Python charts (optional): two Matplotlib outputs served from the backend:
- Stacked risk bar chart per robot, broken down by component with CRITICAL/REGRESSED/DEGRADED threshold lines
- Failure mode × site heatmap showing robots affected and max success drop per cell
Sereact's Cortex policies are trained on a continuous data flywheel and deployed fleet-wide. Each robot pulls updated weights asynchronously meaning after any push, the fleet is in a mixed-version state for minutes to hours depending on network conditions and maintenance windows.

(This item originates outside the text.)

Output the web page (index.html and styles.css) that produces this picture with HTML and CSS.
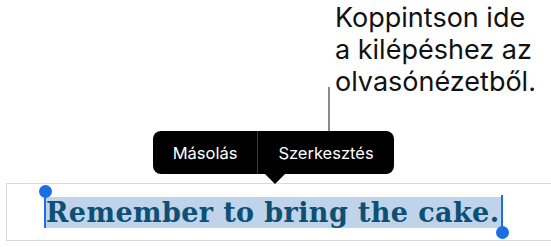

Aggregate metrics (fleet-level pick success rate, daily intervention count) are too slow and too coarse to catch a bad rollout fast. By the time the KPI moves, thousands of picks have already failed.
This tool operates at the robot level, immediately after a rollout, giving the team a decision surface — not just a metric.
frontend/ HTML + CSS + vanilla JS (no framework, no build step)
backend/ Node.js + Express
python/ Matplotlib charts (optional: dashboard works without them)
data/ JSON flat file (20 robots across 8 real customer sites)
No database. No authentication. Opens with one double-click for demo purposes.
Backend
cd backend
npm install
npm run dev
# → http://localhost:5000Frontend
Open frontend/index.html directly in browser, or use VS Code Live Server.
Python charts (optional)
pip install numpy matplotlib
cd backend
npm run charts
# or run directly:
# python python/risk_chart.py
# python python/failure_heatmap.pyThen click Generate Charts in the dashboard to load them.
backend/data/sample-robots.json — 20 robots across 8 sites modeled on Sereact's actual deployment footprint:
- bol. — Amsterdam
- Active Ants — Rotterdam
- BMW — Munich
- Daimler Truck — Stuttgart
- Rohlik — Prague
- MS Direct — Zurich
- PepsiCo — Warsaw
- Austrian Post — Vienna
Each robot carries: pick success rates before/after, failure counts, intervention rates, failure mode, failure onset hour post-update, gripper type, robot type, and operator notes. The data is designed to produce a realistic distribution — some robots clean, some degraded, some critically failed, some not yet updated.
cortex-regression-watch/
│
├── backend/
│ ├── server.js
│ ├── package-lock.json
│ ├── package.json
│ ├── risk-config.json
│ ├── data/
│ │ └── sample-robots.json
│ ├── services/
│ │ └── analyzeRollout.js
│ ├── python/
│ │ ├── risk_chart.py
│ │ └── failure_heatmap.py
│ └── outputs/
│ ├── risk_chart.png
│ └── failure_heatmap.png
│
├── frontend/
│ ├── index.html
│ ├── style.css
│ └── app.js
│
└── README.md
- Frontend (Vercel): https://cortex-regression-watch.vercel.app
- Backend API (Render): https://cortex-regression-watch.onrender.com
This is a prototype, not production tooling. It uses flat JSON instead of a real telemetry store, mock pick rates instead of live robot streams and a simulated rollback instead of an actual fleet API call. The point is to demonstrate the inspection surface and decision loop, not to ship as-is.
The production version of this connects to whatever telemetry pipeline the fleet uses, pulls real post-rollout metrics per robot and integrates with the deployment system to trigger actual rollbacks.